February 1 marked the arrival of the Lunar New Year in 2022. And amidst the traditional festivities of the East Asian holiday, one San Francisco man chose to ring in the Year of the Tiger with a little creativity…and a lot of exercise. Known colloquially as the “Picasso of Strava” or the “Human Etch-A-Sketch,” avid runner Lenny Maughan decided to celebrate the new year by running the streets of San Francisco along a carefully sketched out route that forms the shape of a tiger. Using the social fitness tracking app Strava, Maughan was able to record his convoluted path through the city and turn his challenging run into a mind-blowing piece of Strava art.
As his honorary titles imply, Maughan is well known for his unconventional “street art” and has amassed quite a following that keeps up with his latest running masterpieces. But Tiger Run is easily his most ambitious and intricate piece yet. According to his stats, the meticulously drafted Strava route covers a total distance of 95 miles, and it took Maughan almost 22 hours over a period of four days to complete the design. Now factor in the almost 9,000 feet of elevation gained and nearly 13,000 calories burned during the activity, and even without the resulting tiger drawing, this run is ridiculously impressive.
And if you’re wondering whether the whole endeavor is as complicated as you imagine, it is. Maughan usually starts the process by printing out a paper map and highlighting the desired shape of his route. “San Francisco is my canvas,” he explains. “I use the streets as framework for what I want to do, find shapes, and make it work. Kind of like how little kids look up at the clouds.”

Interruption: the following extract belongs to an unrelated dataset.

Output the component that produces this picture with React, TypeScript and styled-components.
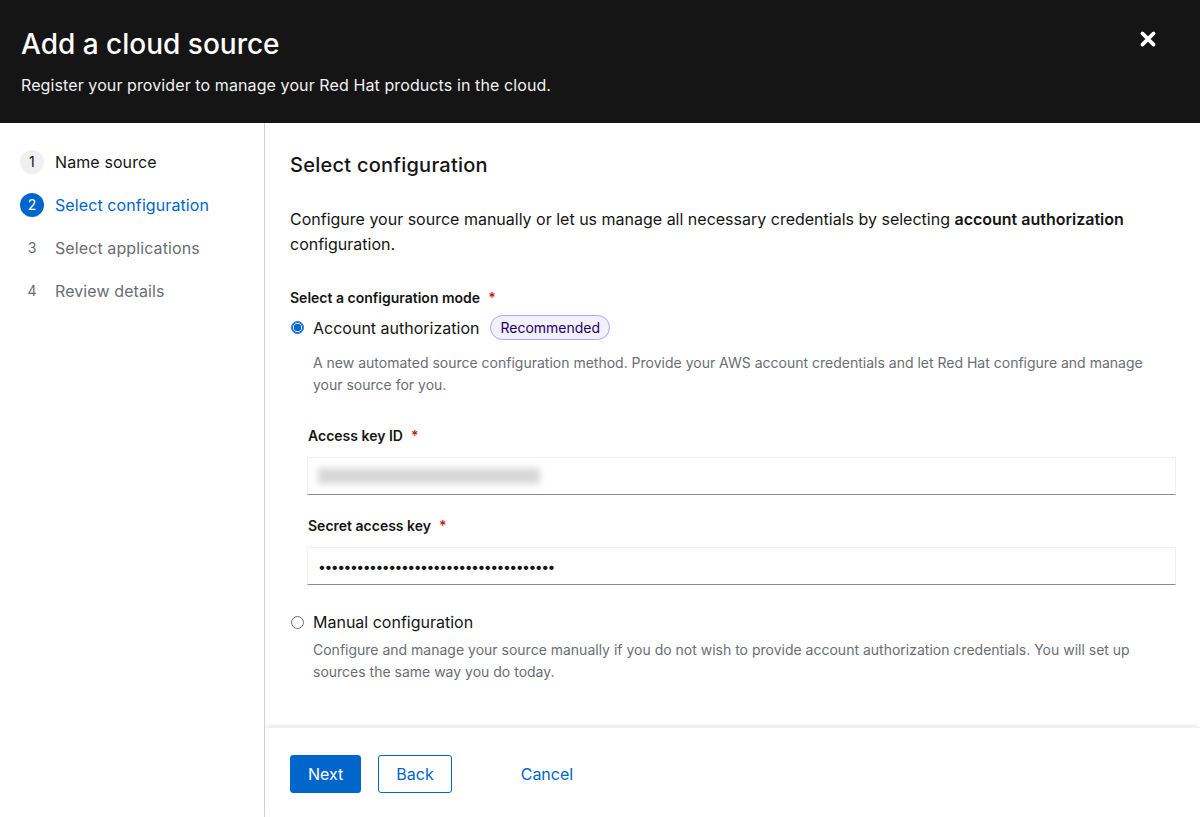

The runner usually has to go through several versions of a sketch before he’s actually ready to take to the streets. And once he’s running, if he’s not careful, one wrong turn could ruin the entire piece. “You can't see the lines drawn until after you finish your run, so it's such a joyful feeling when you put in all of that work and you finally finish and get to see what you envisioned at the end,” Maughan admits.